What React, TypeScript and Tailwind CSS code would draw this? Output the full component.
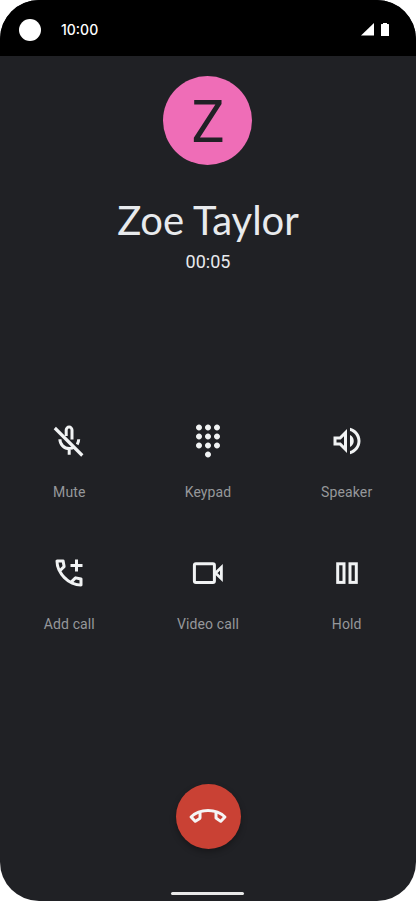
import type { ReactNode } from "react";
import { MdDialpad, MdOutlineVolumeUp } from "react-icons/md";

const handset =
  "M19.95 21q-3.125 0-6.175-1.362t-5.55-3.863q-2.5-2.5-3.862-5.55T3 4.05q0-.45.3-.75t.75-.3H8.1q.35 0 .625.238t.325.562l.65 3.5q.05.4-.025.675T9.4 8.45L6.975 10.9q.5.925 1.187 1.787t1.513 1.663q.775.775 1.625 1.438T13.1 17l2.35-2.35q.225-.225.588-.338t.712-.062l3.45.7q.35.1.575.363T21 15.9v4.05q0 .45-.3.75t-.75.3M6.025 9l1.65-1.65L7.25 5H5.025q.125 1.025.35 2.025T6.025 9m8.95 8.95q.975.425 1.988.675T19 18.95v-2.2l-2.35-.475z";

function MuteIcon() {
  return (
    <svg width="36" height="36" viewBox="0 0 36 36" fill="none" stroke="currentColor" strokeWidth="3">
      <path d="M15.2 13V7a2.9 2.9 0 0 1 5.8 0v9.5" />
      <path d="M8.9 16.2a9.4 9.4 0 0 0 9.4 9.4c2 0 3.8-.6 5.2-1.5M18.2 25v6.8" />
      <path d="M27.7 16.2c0 2-.6 3.7-1.5 5.2" />
      <path d="M3.8 5 31.3 32.5" strokeWidth="3.2" />
    </svg>
  );
}

function AddCallIcon() {
  return (
    <svg width="36" height="36" viewBox="0 0 24 24" fill="currentColor">
      <path d={handset} />
      <path d="M16 3h2v3h3v2h-3v3h-2V8h-3V6h3z" />
    </svg>
  );
}

function EndCallIcon() {
  return (
    <svg width="36" height="36" viewBox="0 0 24 24" fill="currentColor" overflow="visible">
      <path d={handset} transform="rotate(135 12 12)" />
    </svg>
  );
}

function VideoIcon() {
  return (
    <svg width="36" height="36" viewBox="0 0 36 36" fill="none" stroke="currentColor">
      <rect x="4.4" y="8.7" width="20" height="18.8" rx="1.5" strokeWidth="3" />
      <path d="M25.5 18.1 L31.4 12.4 V23.8 Z" strokeWidth="2.8" />
    </svg>
  );
}

function HoldIcon() {
  return (
    <svg width="36" height="36" viewBox="0 0 36 36" fill="none" stroke="currentColor" strokeWidth="3">
      <rect x="8.7" y="8.8" width="6.3" height="18.6" />
      <rect x="21" y="8.8" width="6.3" height="18.6" />
    </svg>
  );
}

function Action({ label, children }: { label: string; children: ReactNode }) {
  return (
    <button className="flex h-[132px] flex-col items-center">
      <span className="flex h-9 items-center text-[#f1f3f4]">{children}</span>
      <span className="mt-[23px] text-sm leading-5 tracking-[0.12px] text-[#96989b]">{label}</span>
    </button>
  );
}

export default function App() {
  return (
    <div className="h-[901px] w-[416px] bg-white">
      <main className="flex h-full flex-col items-center overflow-hidden rounded-[39px] bg-[#202125] font-['Roboto',sans-serif] text-[#e8eaed]">
        <header className="flex h-14 w-full shrink-0 items-center bg-black pt-[3px] pr-[27px] pl-[19px] text-white">
          <span className="size-[22px] rounded-full bg-white" />
          <time className="ml-5 font-['Inter',sans-serif] text-sm font-medium">10:00</time>
          <div className="ml-auto flex items-center gap-[7px] pb-px">
            <svg width="13" height="13" viewBox="0 0 13 13" fill="currentColor"><path d="M13 0V12.5H0Z" /></svg>
            <svg width="8" height="13" viewBox="0 0 8 13" fill="currentColor"><path d="M2 0h4v1H7.5q.5 0 .5.5V13H0V1.5Q0 1 .5 1H2Z" /></svg>
          </div>
        </header>
        <div className="mt-5 mr-px flex size-[89px] shrink-0 items-center justify-center rounded-full bg-[#ef6db7] text-[60px] leading-none text-[#202125]">
          <span className="mt-0.5 scale-x-92">Z</span>
        </div>
        <h1 className="mt-[31px] font-['Lato',sans-serif] text-[40px] leading-[48px] whitespace-nowrap">Zoe Taylor</h1>
        <p className="mt-1.5 text-lg leading-6">00:05</p>
        <section className="mt-[149px] grid w-full grid-cols-3">
          <Action label="Mute"><MuteIcon /></Action>
          <Action label="Keypad"><MdDialpad size={36} /></Action>
          <Action label="Speaker"><MdOutlineVolumeUp size={36} /></Action>
          <Action label="Add call"><AddCallIcon /></Action>
          <Action label="Video call"><VideoIcon /></Action>
          <Action label="Hold"><HoldIcon /></Action>
        </section>
        <button aria-label="End call" className="mt-[97px] flex size-[65px] shrink-0 items-center justify-center rounded-full bg-[#c94134] text-[#f5f5f5] shadow-[0_3px_6px_rgba(0,0,0,0.3)]">
          <EndCallIcon />
        </button>
        <div className="mt-auto mr-px mb-1.5 h-[3px] w-[73px] shrink-0 rounded-full bg-[#e8e8e8]" />
      </main>
    </div>
  );
}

- Exercise directions -
Skip the pictures, then retype every line above exactly.

- Solution to this task -
What React, TypeScript and Tailwind CSS code would draw this? Output the full component.
import type { ReactNode } from "react";
import { MdDialpad, MdOutlineVolumeUp } from "react-icons/md";

const handset =
  "M19.95 21q-3.125 0-6.175-1.362t-5.55-3.863q-2.5-2.5-3.862-5.55T3 4.05q0-.45.3-.75t.75-.3H8.1q.35 0 .625.238t.325.562l.65 3.5q.05.4-.025.675T9.4 8.45L6.975 10.9q.5.925 1.187 1.787t1.513 1.663q.775.775 1.625 1.438T13.1 17l2.35-2.35q.225-.225.588-.338t.712-.062l3.45.7q.35.1.575.363T21 15.9v4.05q0 .45-.3.75t-.75.3M6.025 9l1.65-1.65L7.25 5H5.025q.125 1.025.35 2.025T6.025 9m8.95 8.95q.975.425 1.988.675T19 18.95v-2.2l-2.35-.475z";

function MuteIcon() {
  return (
    <svg width="36" height="36" viewBox="0 0 36 36" fill="none" stroke="currentColor" strokeWidth="3">
      <path d="M15.2 13V7a2.9 2.9 0 0 1 5.8 0v9.5" />
      <path d="M8.9 16.2a9.4 9.4 0 0 0 9.4 9.4c2 0 3.8-.6 5.2-1.5M18.2 25v6.8" />
      <path d="M27.7 16.2c0 2-.6 3.7-1.5 5.2" />
      <path d="M3.8 5 31.3 32.5" strokeWidth="3.2" />
    </svg>
  );
}

function AddCallIcon() {
  return (
    <svg width="36" height="36" viewBox="0 0 24 24" fill="currentColor">
      <path d={handset} />
      <path d="M16 3h2v3h3v2h-3v3h-2V8h-3V6h3z" />
    </svg>
  );
}

function EndCallIcon() {
  return (
    <svg width="36" height="36" viewBox="0 0 24 24" fill="currentColor" overflow="visible">
      <path d={handset} transform="rotate(135 12 12)" />
    </svg>
  );
}

function VideoIcon() {
  return (
    <svg width="36" height="36" viewBox="0 0 36 36" fill="none" stroke="currentColor">
      <rect x="4.4" y="8.7" width="20" height="18.8" rx="1.5" strokeWidth="3" />
      <path d="M25.5 18.1 L31.4 12.4 V23.8 Z" strokeWidth="2.8" />
    </svg>
  );
}

function HoldIcon() {
  return (
    <svg width="36" height="36" viewBox="0 0 36 36" fill="none" stroke="currentColor" strokeWidth="3">
      <rect x="8.7" y="8.8" width="6.3" height="18.6" />
      <rect x="21" y="8.8" width="6.3" height="18.6" />
    </svg>
  );
}

function Action({ label, children }: { label: string; children: ReactNode }) {
  return (
    <button className="flex h-[132px] flex-col items-center">
      <span className="flex h-9 items-center text-[#f1f3f4]">{children}</span>
      <span className="mt-[23px] text-sm leading-5 tracking-[0.12px] text-[#96989b]">{label}</span>
    </button>
  );
}

export default function App() {
  return (
    <div className="h-[901px] w-[416px] bg-white">
      <main className="flex h-full flex-col items-center overflow-hidden rounded-[39px] bg-[#202125] font-['Roboto',sans-serif] text-[#e8eaed]">
        <header className="flex h-14 w-full shrink-0 items-center bg-black pt-[3px] pr-[27px] pl-[19px] text-white">
          <span className="size-[22px] rounded-full bg-white" />
          <time className="ml-5 font-['Inter',sans-serif] text-sm font-medium">10:00</time>
          <div className="ml-auto flex items-center gap-[7px] pb-px">
            <svg width="13" height="13" viewBox="0 0 13 13" fill="currentColor"><path d="M13 0V12.5H0Z" /></svg>
            <svg width="8" height="13" viewBox="0 0 8 13" fill="currentColor"><path d="M2 0h4v1H7.5q.5 0 .5.5V13H0V1.5Q0 1 .5 1H2Z" /></svg>
          </div>
        </header>
        <div className="mt-5 mr-px flex size-[89px] shrink-0 items-center justify-center rounded-full bg-[#ef6db7] text-[60px] leading-none text-[#202125]">
          <span className="mt-0.5 scale-x-92">Z</span>
        </div>
        <h1 className="mt-[31px] font-['Lato',sans-serif] text-[40px] leading-[48px] whitespace-nowrap">Zoe Taylor</h1>
        <p className="mt-1.5 text-lg leading-6">00:05</p>
        <section className="mt-[149px] grid w-full grid-cols-3">
          <Action label="Mute"><MuteIcon /></Action>
          <Action label="Keypad"><MdDialpad size={36} /></Action>
          <Action label="Speaker"><MdOutlineVolumeUp size={36} /></Action>
          <Action label="Add call"><AddCallIcon /></Action>
          <Action label="Video call"><VideoIcon /></Action>
          <Action label="Hold"><HoldIcon /></Action>
        </section>
        <button aria-label="End call" className="mt-[97px] flex size-[65px] shrink-0 items-center justify-center rounded-full bg-[#c94134] text-[#f5f5f5] shadow-[0_3px_6px_rgba(0,0,0,0.3)]">
          <EndCallIcon />
        </button>
        <div className="mt-auto mr-px mb-1.5 h-[3px] w-[73px] shrink-0 rounded-full bg-[#e8e8e8]" />
      </main>
    </div>
  );
}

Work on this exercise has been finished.